# [What this task involves]
Reproduce the material below line by line, beginning with its first line and ending with the line that contains "const [description, setDescription]"; leave out pictures.

===== Data extract =====

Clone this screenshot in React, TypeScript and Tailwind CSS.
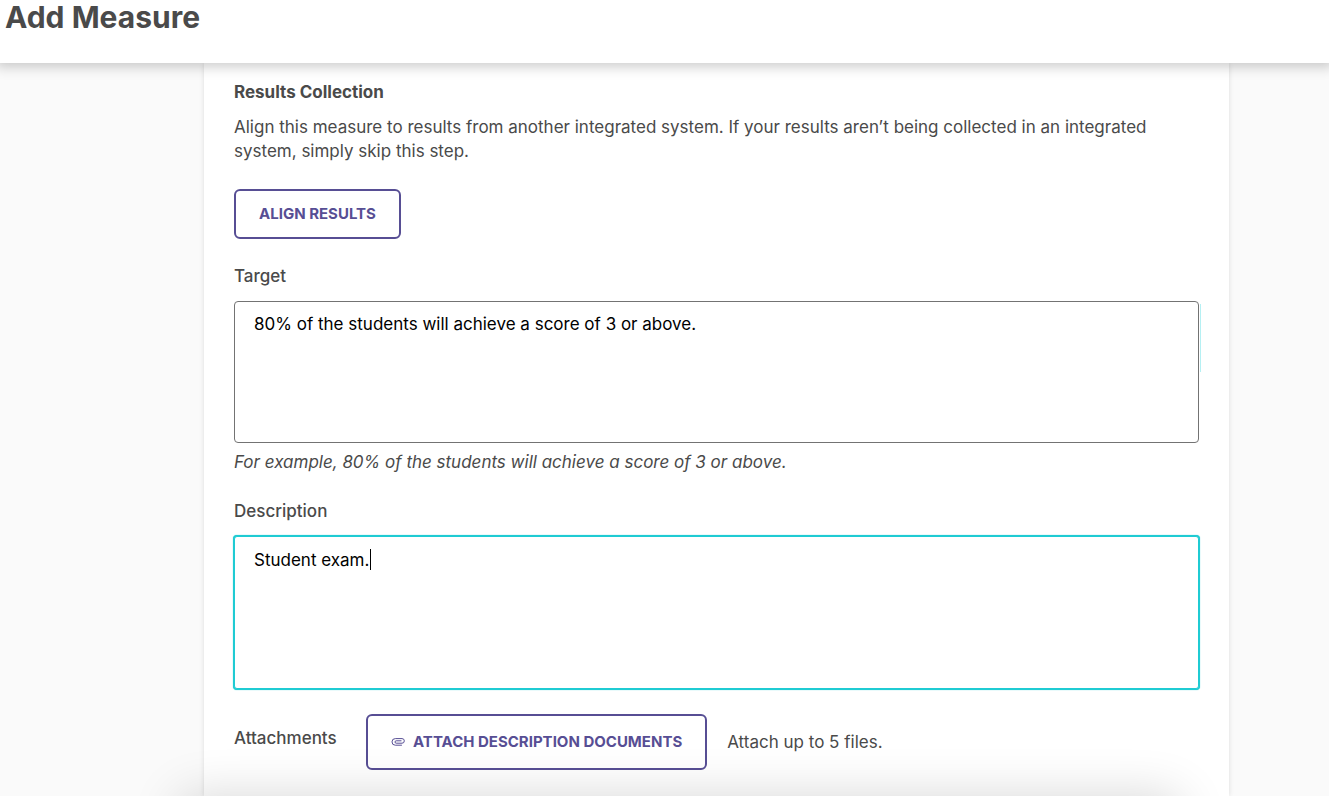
import React, { useState } from "react";

const buttonClass =
  "rounded-md border-2 border-[#574e94] bg-white px-[23px] font-bold uppercase text-[#574e94] text-[15px] leading-6";

function PaperclipIcon() {
  return (
    <svg
      viewBox="0 0 14 10"
      className="h-[10px] w-[14px] shrink-0"
      fill="none"
      stroke="currentColor"
      strokeWidth="1"
      strokeLinecap="round"
      aria-hidden="true"
    >
      <path d="M10.5 8.2H4.3a3.3 3.3 0 0 1 0-6.6H11a2.2 2.2 0 0 1 0 4.6H5.2a1.2 1.2 0 0 1 0-2.4h4.9" />
    </svg>
  );
}

export default function App() {
  const [target, setTarget] = useState("80% of the students will achieve a score of 3 or above.");
  const [description, setDescription] = useState("Student exam.");

  return (
    <div className="relative flex min-h-screen flex-col overflow-hidden bg-[#fafafa] font-['Inter',sans-serif] text-[17px] leading-6 text-[#4a4a4a]">
      <header className="relative z-10 h-[63px] bg-white pl-[5px] shadow-[0_0_12px_4px_rgba(0,0,0,0.2)]">
        <h1 className="text-[30px] leading-[34px] font-bold">Add Measure</h1>
      </header>

      <main className="mr-[100px] ml-[204px] flex-1 bg-white px-[30px] pt-[17px] pb-[26px] shadow-[0_0_5px_rgba(0,0,0,0.12)]">
        <section>
          <h2 className="font-bold">Results Collection</h2>
          <p className="mt-[11px]">
            Align this measure to results from another integrated system. If your results aren’t being collected in an
            integrated system, simply skip this step.
          </p>
          <button type="button" className={`${buttonClass} mt-[26px] h-[50px]`}>
            Align results
          </button>
        </section>

        <section className="mt-[25px]">
          <label htmlFor="target" className="block font-medium">
            Target
          </label>
          <div className="relative mt-[13px]">
            <textarea
              id="target"
              value={target}
              onChange={(e) => setTarget(e.target.value)}
              className="block h-[142px] w-full resize-none rounded-[4px] border border-[#737373] bg-white px-[19px] py-[10px] text-black outline-none"
            />
            <span className="absolute top-[3px] -right-[2px] h-[68px] w-px bg-[#b5f0f3]" />
          </div>
          <p className="mt-[7px] italic">For example, 80% of the students will achieve a score of 3 or above.</p>
        </section>

        <section className="mt-[25px]">
          <label htmlFor="description" className="block font-medium">
            Description
          </label>
          <div className="relative mt-[13px]">
            <textarea
              id="description"
              value={description}
              onChange={(e) => setDescription(e.target.value)}
              className="block h-[153px] w-full resize-none rounded-[3px] border border-[#1fcbd3] bg-white px-[19px] py-[11px] text-black caret-transparent shadow-[0_0_0_1px_#1fcbd3,0_0_1px_1px_#1fcbd3] outline-none"
            />
            <span className="absolute top-[13px] left-[136px] h-[21px] w-px bg-black" />
          </div>
        </section>

        <section className="mt-[25px] flex items-center">
          <label htmlFor="attach" className="w-[132px] pb-2 font-medium">
            Attachments
          </label>
          <button id="attach" type="button" className={`${buttonClass} flex h-14 items-center gap-2`}>
            <PaperclipIcon />
            Attach description documents
          </button>
          <span className="ml-5">Attach up to 5 files.</span>
        </section>
      </main>

      <div className="pointer-events-none absolute top-full right-[150px] left-[180px] h-20 rounded-lg shadow-[0_0_50px_rgba(0,0,0,0.16)]" />
    </div>
  );
}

=====

# [The completed task]
Clone this screenshot in React, TypeScript and Tailwind CSS.
import React, { useState } from "react";

const buttonClass =
  "rounded-md border-2 border-[#574e94] bg-white px-[23px] font-bold uppercase text-[#574e94] text-[15px] leading-6";

function PaperclipIcon() {
  return (
    <svg
      viewBox="0 0 14 10"
      className="h-[10px] w-[14px] shrink-0"
      fill="none"
      stroke="currentColor"
      strokeWidth="1"
      strokeLinecap="round"
      aria-hidden="true"
    >
      <path d="M10.5 8.2H4.3a3.3 3.3 0 0 1 0-6.6H11a2.2 2.2 0 0 1 0 4.6H5.2a1.2 1.2 0 0 1 0-2.4h4.9" />
    </svg>
  );
}

export default function App() {
  const [target, setTarget] = useState("80% of the students will achieve a score of 3 or above.");
  const [description, setDescription] = useState("Student exam.");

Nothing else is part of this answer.